## Start Recorded information

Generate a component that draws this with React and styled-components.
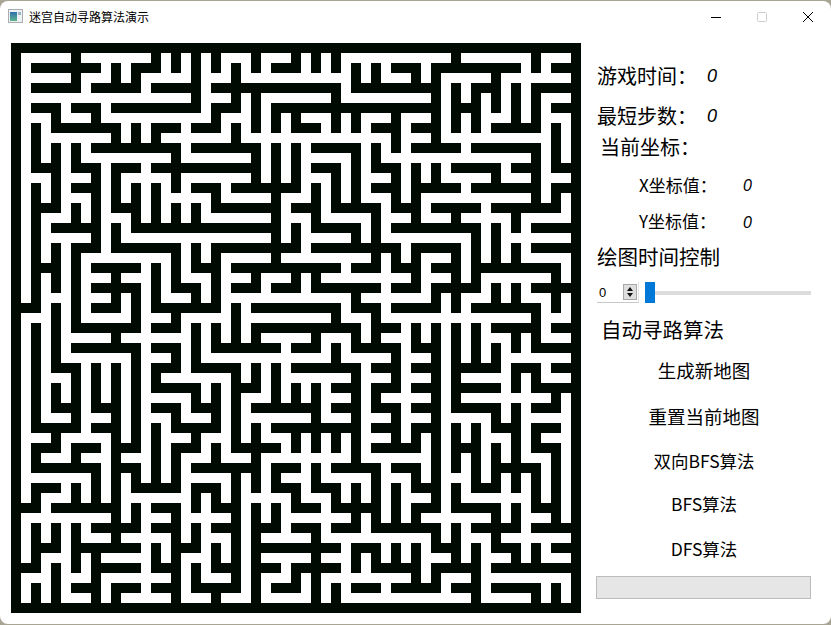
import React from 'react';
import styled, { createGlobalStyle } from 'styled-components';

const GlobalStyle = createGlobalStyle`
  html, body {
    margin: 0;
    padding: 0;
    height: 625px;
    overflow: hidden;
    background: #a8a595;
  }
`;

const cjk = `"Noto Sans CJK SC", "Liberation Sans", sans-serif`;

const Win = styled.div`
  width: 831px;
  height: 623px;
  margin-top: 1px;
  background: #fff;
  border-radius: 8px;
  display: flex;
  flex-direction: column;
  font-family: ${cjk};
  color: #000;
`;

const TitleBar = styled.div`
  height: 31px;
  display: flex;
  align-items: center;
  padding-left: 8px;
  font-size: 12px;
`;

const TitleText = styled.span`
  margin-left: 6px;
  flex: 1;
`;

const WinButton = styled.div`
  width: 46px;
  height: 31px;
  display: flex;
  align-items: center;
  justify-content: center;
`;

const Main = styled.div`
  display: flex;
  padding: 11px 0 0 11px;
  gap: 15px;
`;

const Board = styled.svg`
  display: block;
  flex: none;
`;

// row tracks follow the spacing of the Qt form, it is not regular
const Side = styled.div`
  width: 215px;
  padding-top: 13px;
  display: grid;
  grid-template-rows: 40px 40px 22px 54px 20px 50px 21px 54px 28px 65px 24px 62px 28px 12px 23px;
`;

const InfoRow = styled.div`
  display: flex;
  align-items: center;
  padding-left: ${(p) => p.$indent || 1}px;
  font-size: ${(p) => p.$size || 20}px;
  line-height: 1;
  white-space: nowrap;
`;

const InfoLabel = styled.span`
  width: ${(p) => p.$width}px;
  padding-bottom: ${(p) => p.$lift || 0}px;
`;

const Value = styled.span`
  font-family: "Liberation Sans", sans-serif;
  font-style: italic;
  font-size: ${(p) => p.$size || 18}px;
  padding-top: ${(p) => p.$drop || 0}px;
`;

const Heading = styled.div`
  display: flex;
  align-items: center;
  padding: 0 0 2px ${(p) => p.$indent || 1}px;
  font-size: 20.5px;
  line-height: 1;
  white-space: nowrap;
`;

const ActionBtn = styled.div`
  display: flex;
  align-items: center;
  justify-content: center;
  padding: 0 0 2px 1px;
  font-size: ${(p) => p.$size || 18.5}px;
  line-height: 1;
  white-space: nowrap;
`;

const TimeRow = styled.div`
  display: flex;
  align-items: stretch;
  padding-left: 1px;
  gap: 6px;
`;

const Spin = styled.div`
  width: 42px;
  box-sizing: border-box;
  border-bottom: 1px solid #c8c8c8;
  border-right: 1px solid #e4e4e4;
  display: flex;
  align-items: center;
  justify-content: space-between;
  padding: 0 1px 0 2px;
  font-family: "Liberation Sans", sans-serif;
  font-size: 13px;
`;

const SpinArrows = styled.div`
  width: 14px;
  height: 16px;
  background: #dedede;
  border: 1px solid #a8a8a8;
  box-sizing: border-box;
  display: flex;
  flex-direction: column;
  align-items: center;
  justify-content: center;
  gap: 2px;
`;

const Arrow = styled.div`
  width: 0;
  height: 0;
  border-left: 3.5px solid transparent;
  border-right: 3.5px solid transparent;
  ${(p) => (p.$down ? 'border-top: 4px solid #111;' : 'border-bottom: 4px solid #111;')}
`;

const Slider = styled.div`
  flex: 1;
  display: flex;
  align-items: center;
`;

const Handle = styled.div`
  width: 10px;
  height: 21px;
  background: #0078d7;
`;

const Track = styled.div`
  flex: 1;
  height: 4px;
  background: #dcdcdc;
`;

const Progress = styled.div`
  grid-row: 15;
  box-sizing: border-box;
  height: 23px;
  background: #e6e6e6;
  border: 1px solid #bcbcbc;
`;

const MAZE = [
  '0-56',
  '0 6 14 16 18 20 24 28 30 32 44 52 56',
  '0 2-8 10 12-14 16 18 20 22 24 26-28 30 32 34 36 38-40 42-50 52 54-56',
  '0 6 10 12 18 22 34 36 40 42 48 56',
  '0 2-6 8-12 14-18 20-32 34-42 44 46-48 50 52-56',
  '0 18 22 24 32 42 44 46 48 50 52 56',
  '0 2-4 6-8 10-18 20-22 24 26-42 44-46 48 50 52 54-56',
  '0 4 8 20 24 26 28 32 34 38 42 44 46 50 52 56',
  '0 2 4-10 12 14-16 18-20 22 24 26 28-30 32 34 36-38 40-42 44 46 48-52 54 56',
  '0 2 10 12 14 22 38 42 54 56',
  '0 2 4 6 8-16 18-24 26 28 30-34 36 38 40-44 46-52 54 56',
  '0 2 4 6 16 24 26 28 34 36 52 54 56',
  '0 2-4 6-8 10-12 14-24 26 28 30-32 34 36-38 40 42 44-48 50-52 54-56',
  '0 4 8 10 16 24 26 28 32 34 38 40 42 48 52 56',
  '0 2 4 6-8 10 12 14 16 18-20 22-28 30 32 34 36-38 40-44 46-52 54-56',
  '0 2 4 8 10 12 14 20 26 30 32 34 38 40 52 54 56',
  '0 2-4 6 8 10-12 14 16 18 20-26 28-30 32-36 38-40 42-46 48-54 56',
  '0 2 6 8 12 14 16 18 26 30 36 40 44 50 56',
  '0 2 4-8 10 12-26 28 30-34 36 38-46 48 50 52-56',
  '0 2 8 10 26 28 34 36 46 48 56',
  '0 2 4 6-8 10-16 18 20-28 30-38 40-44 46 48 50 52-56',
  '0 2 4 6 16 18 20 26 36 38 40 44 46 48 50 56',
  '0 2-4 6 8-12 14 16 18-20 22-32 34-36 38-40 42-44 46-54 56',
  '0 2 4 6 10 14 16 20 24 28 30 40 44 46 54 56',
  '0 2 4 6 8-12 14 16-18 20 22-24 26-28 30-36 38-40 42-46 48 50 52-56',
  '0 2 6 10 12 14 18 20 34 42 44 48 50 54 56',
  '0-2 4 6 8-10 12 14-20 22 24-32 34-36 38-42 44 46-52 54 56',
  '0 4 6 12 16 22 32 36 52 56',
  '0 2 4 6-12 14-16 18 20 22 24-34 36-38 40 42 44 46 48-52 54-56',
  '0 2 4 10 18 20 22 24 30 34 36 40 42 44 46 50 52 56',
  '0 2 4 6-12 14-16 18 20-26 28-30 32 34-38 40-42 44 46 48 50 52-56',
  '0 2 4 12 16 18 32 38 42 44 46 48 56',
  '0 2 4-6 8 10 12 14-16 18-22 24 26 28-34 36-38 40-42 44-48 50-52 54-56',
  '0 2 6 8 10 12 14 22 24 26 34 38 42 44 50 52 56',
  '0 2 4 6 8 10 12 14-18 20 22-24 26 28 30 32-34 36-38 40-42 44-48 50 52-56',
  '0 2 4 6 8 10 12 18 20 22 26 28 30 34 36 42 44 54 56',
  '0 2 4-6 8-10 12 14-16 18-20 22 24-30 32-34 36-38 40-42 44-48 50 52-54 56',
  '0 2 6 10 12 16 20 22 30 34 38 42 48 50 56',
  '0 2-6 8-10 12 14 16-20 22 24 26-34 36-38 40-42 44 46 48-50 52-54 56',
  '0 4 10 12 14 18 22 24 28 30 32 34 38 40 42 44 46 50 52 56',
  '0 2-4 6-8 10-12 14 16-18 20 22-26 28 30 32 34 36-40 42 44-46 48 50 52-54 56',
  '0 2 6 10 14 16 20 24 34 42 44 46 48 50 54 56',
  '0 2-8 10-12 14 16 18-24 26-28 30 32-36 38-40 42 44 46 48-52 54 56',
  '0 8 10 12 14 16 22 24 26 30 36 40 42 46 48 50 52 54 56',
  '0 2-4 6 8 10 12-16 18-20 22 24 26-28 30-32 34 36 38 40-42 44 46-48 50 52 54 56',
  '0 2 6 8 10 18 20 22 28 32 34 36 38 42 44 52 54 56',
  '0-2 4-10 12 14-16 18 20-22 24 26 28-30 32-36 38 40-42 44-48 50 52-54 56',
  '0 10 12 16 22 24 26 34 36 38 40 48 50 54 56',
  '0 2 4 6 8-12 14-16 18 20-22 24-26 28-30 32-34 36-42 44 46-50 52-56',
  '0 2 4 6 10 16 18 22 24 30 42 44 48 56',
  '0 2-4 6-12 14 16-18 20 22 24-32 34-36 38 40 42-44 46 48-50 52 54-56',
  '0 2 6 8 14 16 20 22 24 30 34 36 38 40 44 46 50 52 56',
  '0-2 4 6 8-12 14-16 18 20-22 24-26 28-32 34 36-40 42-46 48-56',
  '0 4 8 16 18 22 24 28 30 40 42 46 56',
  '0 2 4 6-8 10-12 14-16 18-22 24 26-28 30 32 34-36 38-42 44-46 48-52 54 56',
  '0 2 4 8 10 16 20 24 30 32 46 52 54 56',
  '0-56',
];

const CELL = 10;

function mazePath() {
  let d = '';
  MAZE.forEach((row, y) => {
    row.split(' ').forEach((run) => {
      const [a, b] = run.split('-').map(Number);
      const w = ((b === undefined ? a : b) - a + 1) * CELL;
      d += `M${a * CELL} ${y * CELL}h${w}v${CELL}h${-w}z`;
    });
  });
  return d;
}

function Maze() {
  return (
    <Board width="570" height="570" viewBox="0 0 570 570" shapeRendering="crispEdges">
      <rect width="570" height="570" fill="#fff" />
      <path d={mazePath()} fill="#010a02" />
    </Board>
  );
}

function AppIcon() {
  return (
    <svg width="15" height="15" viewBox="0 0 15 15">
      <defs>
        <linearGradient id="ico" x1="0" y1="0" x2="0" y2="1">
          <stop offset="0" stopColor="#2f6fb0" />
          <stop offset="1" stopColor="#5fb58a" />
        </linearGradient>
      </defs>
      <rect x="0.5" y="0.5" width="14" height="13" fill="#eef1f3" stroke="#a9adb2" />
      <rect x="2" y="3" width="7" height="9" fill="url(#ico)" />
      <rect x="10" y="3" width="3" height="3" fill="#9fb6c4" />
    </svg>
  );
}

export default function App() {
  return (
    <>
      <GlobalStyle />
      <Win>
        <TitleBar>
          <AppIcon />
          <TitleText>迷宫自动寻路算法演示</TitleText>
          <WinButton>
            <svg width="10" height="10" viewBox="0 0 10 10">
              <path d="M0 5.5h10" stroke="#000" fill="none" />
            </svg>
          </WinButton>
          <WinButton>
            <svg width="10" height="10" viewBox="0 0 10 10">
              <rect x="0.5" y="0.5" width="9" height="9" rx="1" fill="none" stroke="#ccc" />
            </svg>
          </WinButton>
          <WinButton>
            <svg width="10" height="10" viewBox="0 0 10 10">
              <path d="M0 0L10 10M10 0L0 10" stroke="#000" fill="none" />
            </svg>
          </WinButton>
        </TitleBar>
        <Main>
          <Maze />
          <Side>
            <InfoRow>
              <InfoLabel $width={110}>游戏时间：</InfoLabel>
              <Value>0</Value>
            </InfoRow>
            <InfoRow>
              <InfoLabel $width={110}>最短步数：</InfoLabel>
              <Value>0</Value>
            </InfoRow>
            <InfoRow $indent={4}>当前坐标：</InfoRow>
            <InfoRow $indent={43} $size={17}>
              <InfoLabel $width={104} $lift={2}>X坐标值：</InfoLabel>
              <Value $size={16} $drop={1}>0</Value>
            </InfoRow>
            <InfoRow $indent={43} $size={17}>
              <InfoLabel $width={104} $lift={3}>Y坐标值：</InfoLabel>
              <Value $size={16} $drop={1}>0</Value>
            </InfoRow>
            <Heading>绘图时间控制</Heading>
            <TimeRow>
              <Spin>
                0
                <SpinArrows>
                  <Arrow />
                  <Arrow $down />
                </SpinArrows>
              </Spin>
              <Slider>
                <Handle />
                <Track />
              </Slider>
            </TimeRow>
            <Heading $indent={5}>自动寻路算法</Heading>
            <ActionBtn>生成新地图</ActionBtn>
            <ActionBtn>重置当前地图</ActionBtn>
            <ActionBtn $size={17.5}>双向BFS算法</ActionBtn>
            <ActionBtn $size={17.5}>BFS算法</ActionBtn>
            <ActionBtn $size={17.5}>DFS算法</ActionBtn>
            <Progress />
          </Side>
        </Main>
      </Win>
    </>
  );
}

## End Recorded information

> Written task: Scan the listing above. Gather each line that contains the word "components".

> Exercise answer:
Generate a component that draws this with React and styled-components.
import styled, { createGlobalStyle } from 'styled-components';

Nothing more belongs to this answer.